Но центральная проблема сценария – отношение художника к человеку, к человечеству вообще, составляющие суть его позиции в искусстве, его понимания задачи творчества.
Носителями двух противоположных идейных соображений, прямо-таки антагонистических взглядов являются два гениальных художника Андрей Рублёв и Феофан Грек. Они – два полюса, два антипода, два взаимоисключающих восприятия мира.
И там, где Феофан Грек утверждает: «Греховодить, лизоблюдить, богохульствовать – вот это людское дело. Да и по доброй воле они вместе собираются, лишь чтобы какую-нибудь мерзость свершить», Андрей Рублёв возражает: «Не так уж худо все. Врагов на Куликовом разбили? Разбили. Все вместе собрались и разбили. Такие дела только вместе делать надо… Да разве не простит таких Всевышний? Разве не простит им темноты их? Сам знаешь, не получится иногда что-нибудь или устал, измучился и ничего тебе облегчение не приносит, и вдруг с чьим-то взглядом, простым человеческим взглядом в толпе встретишься и словно причастился… и все легче сразу… Разве нет?»
Часть этого разговора происходит на фоне «двух Голгоф», то есть двух диаметрально противоположных трактовок одного и того же Великого события – распятия Христа. Конечно, иллюстрируя такую дискуссию евангельской темой, авторы сообщают ей особую значительность или общечеловеческую значимость.
Это спор о самом главном в жизни. Это спор непримиримый, и никто не переубедит своего противника. Но авторы избегают при этом всякой патетики. Они сознательно разговор о важнейшем низводят в повседневность, только в простой разговор двух людей, гуляющих после работы вдоль берега реки. Но именно в этом особенность поэтики этого сценария… Впрочем, подробнее об этом ниже.
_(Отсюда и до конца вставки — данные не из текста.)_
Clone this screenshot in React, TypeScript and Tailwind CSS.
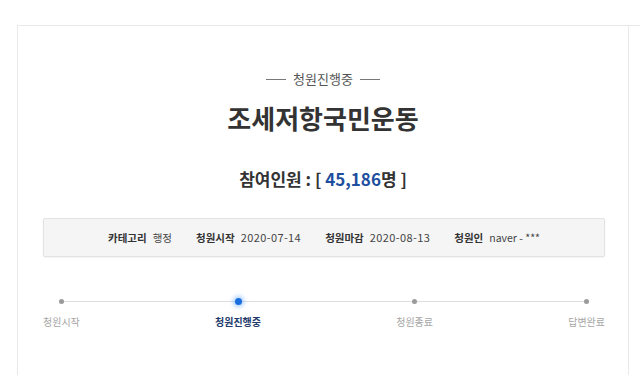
import React from 'react';

const FONT = { fontFamily: '"Noto Sans CJK KR", "Noto Sans", sans-serif' };

interface InfoItem {
  label: string;
  value: string;
  wide?: boolean;
}

interface Step {
  name: string;
  active?: boolean;
}

const info: InfoItem[] = [
  { label: '카테고리', value: '행정' },
  { label: '청원시작', value: '2020-07-14', wide: true },
  { label: '청원마감', value: '2020-08-13', wide: true },
  { label: '청원인', value: 'naver - ***' },
];

const steps: Step[] = [
  { name: '청원시작' },
  { name: '청원진행중', active: true },
  { name: '청원종료' },
  { name: '답변완료' },
];

const App: React.FC = () => {
  return (
    <div className="w-[640px] h-[375px] overflow-hidden bg-white" style={FONT}>
      <div className="mt-[25px] ml-[17px] border-t border-l border-[#e9e9e9] h-[400px]">
        <div className="w-[611px] h-full border-r border-[#e9e9e9] flex flex-col items-center pt-[45px]">
          {/* status */}
          <div className="flex items-center gap-[7px] text-[13px] leading-4 text-[#555]">
            <span className="w-[20px] h-px bg-[#777]" />
            <span>청원진행중</span>
            <span className="w-[20px] h-px bg-[#777]" />
          </div>

          <h1 className="mt-[15px] text-[26px] leading-[32px] font-bold text-[#333]">
            조세저항국민운동
          </h1>

          <p className="mt-[33px] text-[17px] leading-6 font-bold text-[#333]">
            참여인원 : [ <span className="text-[#1d4f9e]">45,186</span>명 ]
          </p>

          <div className="w-full pl-[25px] pr-[23px]">
            {/* info box */}
            <div className="mt-[27px] h-[39px] rounded-[2px] border border-[#e2e2e2] bg-[#f5f5f5] shadow-[0_1px_2px_rgba(0,0,0,0.05)] flex items-center justify-center gap-[24px] text-[#444]">
              {info.map((it) => (
                <div key={it.label} className="flex items-center gap-[6px]">
                  <span className="text-[10.5px] font-bold text-[#333]">{it.label}</span>
                  <span className={it.wide ? 'text-[11px] tracking-[0.4px]' : 'text-[10.5px]'}>{it.value}</span>
                </div>
              ))}
            </div>

            {/* progress */}
            <div className="relative mt-[40px] flex justify-between">
              <div className="absolute left-[19px] right-[18px] top-[4px] h-px bg-[#dedede]" />
              {steps.map((s) => (
                <div key={s.name} className="relative flex flex-col items-center">
                  <div className="h-2 flex items-center justify-center">
                    {s.active ? (
                      <span className="w-[7px] h-[7px] rounded-full bg-[#1a6fe0] shadow-[0_0_4px_2px_rgba(70,150,255,0.45)]" />
                    ) : (
                      <span className="w-[5px] h-[5px] rounded-full bg-[#9a9a9a]" />
                    )}
                  </div>
                  <span
                    className={
                      s.active
                        ? 'mt-[10px] text-[10px] leading-[14px] font-bold text-[#243c6c]'
                        : 'mt-[10px] text-[10px] leading-[14px] text-[#a5a5a5]'
                    }
                  >
                    {s.name}
                  </span>
                </div>
              ))}
            </div>
          </div>
        </div>
      </div>
    </div>
  );
};

export default App;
Две концепции творчества рождаются из двух диаметрально противоположных позиций в отношении к человеку, к людям как таковым. Феофан восклицает в этом споре с Рублевым: «Где они, твои праведники?! А? Бессребреники твои?! Покажи мне, сделай милость! Истинно сказано:
Но Рублёв непреклонен до изумления: «И как ты с такими мыслями писать можешь, не понимаю?» А потому смятение охватывает его, когда возникает необходимость писать фреску «Страшного суда» в Успенском соборе. «Не могу я чертей писать! – вдруг кричит он Даниилу. – Противно мне, понимаешь?! Народ не хочу распугивать!» И только потом его осеняет… Вдруг… Под чтение Священного Писания: «…и не муж создан для жены, а жена для мужа. Потому жена и должна иметь на голове свой знак власти над нею ангелов… Рассудите сами, прилично ли жене молиться Богу с непокрытой головой?» – тогда вспоминается ему «девичье поле», где женщины добровольно давали татарам обрубить свои волосы, чтобы спасти город, спасти мужей. Выкупом были назначены два обоза женских волос. Но ведь это будто бы грех, за который тоже воздастся на Страшном суде? Но нет: «Праздник, Даниил! Праздник! – потрясенный, возвещает Рублев. – А вы говорите, Страшный суд! Какие же они грешницы, даже если платки снимали?» И возникает созданный Рублевым «Страшный суд» с его «Праведными женами».
То есть прощает Рублёв людей, сострадая их бедствиям. Считает, что люди ведут себя героически, а ко греху вынуждаются необходимостью. Думает он, что изначально люди добры, справедливы и смиренны. И художник призван облегчить им жизнь, даруя возможность поверить, что хоть когда-нибудь за все их страдания воздастся им сторицей. Ведь Бог-то справедлив и милостив, все видит, все понимает. А потому искусство должно быть в помощь людям, даруя им веру и надежду. Оно же и Добру их научит.
Но жизнь приносит художнику страшные испытания, которые становятся проверкой твердости его позиции, его убеждений. Создается ситуация, казалось бы, обнажающая всю несостоятельность, утопичность, прекраснодушный идеализм взглядов Рублева. Это одно из кульминационных мест сценария. Сожжение Успенского храма вместе с рублевским иконостасом дружинами Малого князя российского, не погнушавшегося еще прибегнуть к помощи иноверцев татар. Потрясенный трагедией, Рублёв как бы переоценивает ценности, как это написано в сценарии, будто бы продолжая свой разговор с тенью покойного уже Феофана Грека. Но если раньше он спорил с Феофаном, то теперь готов полностью с ним согласиться: «…полжизни в слепоте провел! Полжизни, как этот… я же для них, для людей, делал днями и ночами. По три дня на свет смотреть не мог: глаза болели. Тешил себя, что радость это для них, что в помощь вере? А они, православные-то, взяли иконостас мой и так вот просто и пожгли. Спалили! Не люди ведь это, а?»